# [WHAT YOU ARE ASKED TO DO]
Scan the following material for the string "components" and copy each line in which it appears.

# [RAW DATA]
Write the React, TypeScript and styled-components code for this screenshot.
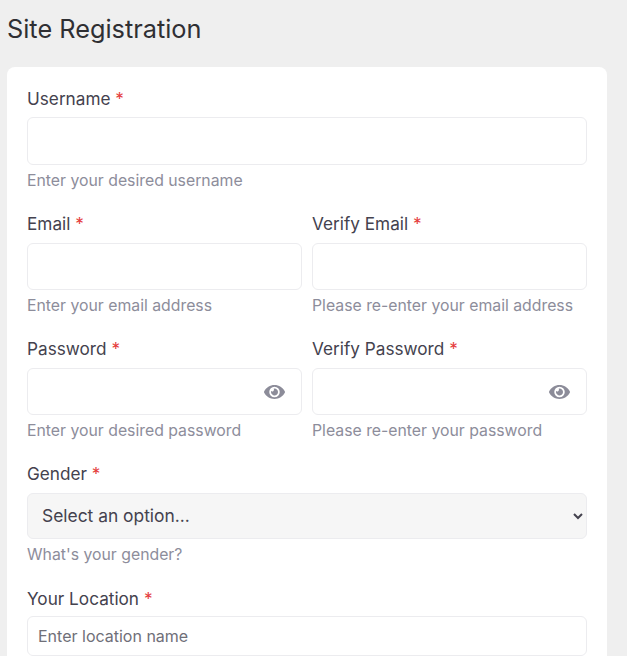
import styled, { createGlobalStyle } from 'styled-components';
import { FaEye } from 'react-icons/fa';

const GlobalStyle = createGlobalStyle`
  html, body {
    margin: 0;
    height: 656px;
    overflow: hidden;
    background: #efefef;
  }
  * {
    box-sizing: border-box;
  }
`;

type FieldProps = {
  label: string;
  help: string;
  eye?: boolean;
  type?: string;
};

const Field = ({ label, help, eye, type = 'text' }: FieldProps) => (
  <FieldWrapper>
    <Label>
      {label} <Required>*</Required>
    </Label>
    <InputWrapper>
      <Input type={type} />
      {eye && (
        <EyeButton>
          <FaEye />
        </EyeButton>
      )}
    </InputWrapper>
    <Help>{help}</Help>
  </FieldWrapper>
);

const App = () => (
  <Page>
    <GlobalStyle />
    <Title>Site Registration</Title>
    <Card>
      <Field label='Username' help='Enter your desired username' />
      <Row>
        <Field label='Email' help='Enter your email address' />
        <Field label='Verify Email' help='Please re-enter your email address' />
      </Row>
      <Row>
        <Field label='Password' help='Enter your desired password' type='password' eye />
        <Field label='Verify Password' help='Please re-enter your password' type='password' eye />
      </Row>
      <FieldWrapper>
        <RaisedLabel>
          Gender <Required>*</Required>
        </RaisedLabel>
        <Select defaultValue=''>
          <option value=''>Select an option...</option>
          <option value='f'>Female</option>
          <option value='m'>Male</option>
        </Select>
        <Help>What's your gender?</Help>
      </FieldWrapper>
      <FieldWrapper>
        <RaisedLabel>
          Your Location <Required>*</Required>
        </RaisedLabel>
        <LocationInput type='text' placeholder='Enter location name' />
      </FieldWrapper>
    </Card>
  </Page>
);

const Page = styled.div`
  padding: 0 20px 0 7px;
  font-family: Inter, 'Liberation Sans', sans-serif;
  color: #44424e;
`;

const Title = styled.h1`
  margin: 0;
  padding-top: 13px;
  height: 67px;
  font-size: 25.3px;
  line-height: 32px;
  font-weight: 400;
  color: #2f2f33;
`;

const Card = styled.div`
  background: #fff;
  border-radius: 8px;
  padding: 20px 20px 40px;
  display: flex;
  flex-direction: column;
`;

const Row = styled.div`
  display: grid;
  grid-template-columns: 1fr 1fr;
  column-gap: 10px;
`;

const FieldWrapper = styled.div`
  display: flex;
  flex-direction: column;
  height: 125.2px;
  min-width: 0;
`;

const Label = styled.label`
  font-size: 17.2px;
  line-height: 24px;
  margin-bottom: 6.4px;
`;

const RaisedLabel = styled(Label)`
  margin-top: -1px;
  margin-bottom: 7.4px;
`;

const Required = styled.span`
  color: #e53e3e;
`;

const InputWrapper = styled.div`
  position: relative;
`;

const Input = styled.input`
  display: block;
  width: 100%;
  height: 47.6px;
  border: 1px solid #ececef;
  border-radius: 6px;
  background: #fff;
  outline: none;
`;

const EyeButton = styled.span`
  position: absolute;
  top: 50%;
  right: 17px;
  transform: translateY(-50%);
  display: flex;
  color: #8c8c99;
  font-size: 21px;
`;

const Help = styled.div`
  margin-top: 5px;
  font-size: 15.8px;
  line-height: 22px;
  color: #8d8d9b;
`;

const Select = styled.select`
  display: block;
  width: 100%;
  height: 46px;
  padding: 0 10px;
  border: 1px solid #ececef;
  border-radius: 6px;
  background: #f6f6f6;
  font-family: inherit;
  font-size: 17.4px;
  color: #44424e;
  outline: none;
`;

const LocationInput = styled(Input)`
  height: 40px;
  margin-top: -2px;
  padding: 0 10px;
  font-family: inherit;
  font-size: 16px;

  &::placeholder {
    color: #6f6f78;
    opacity: 1;
  }
`;

export default App;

# [OUTPUT OF THE TASK]
Write the React, TypeScript and styled-components code for this screenshot.
import styled, { createGlobalStyle } from 'styled-components';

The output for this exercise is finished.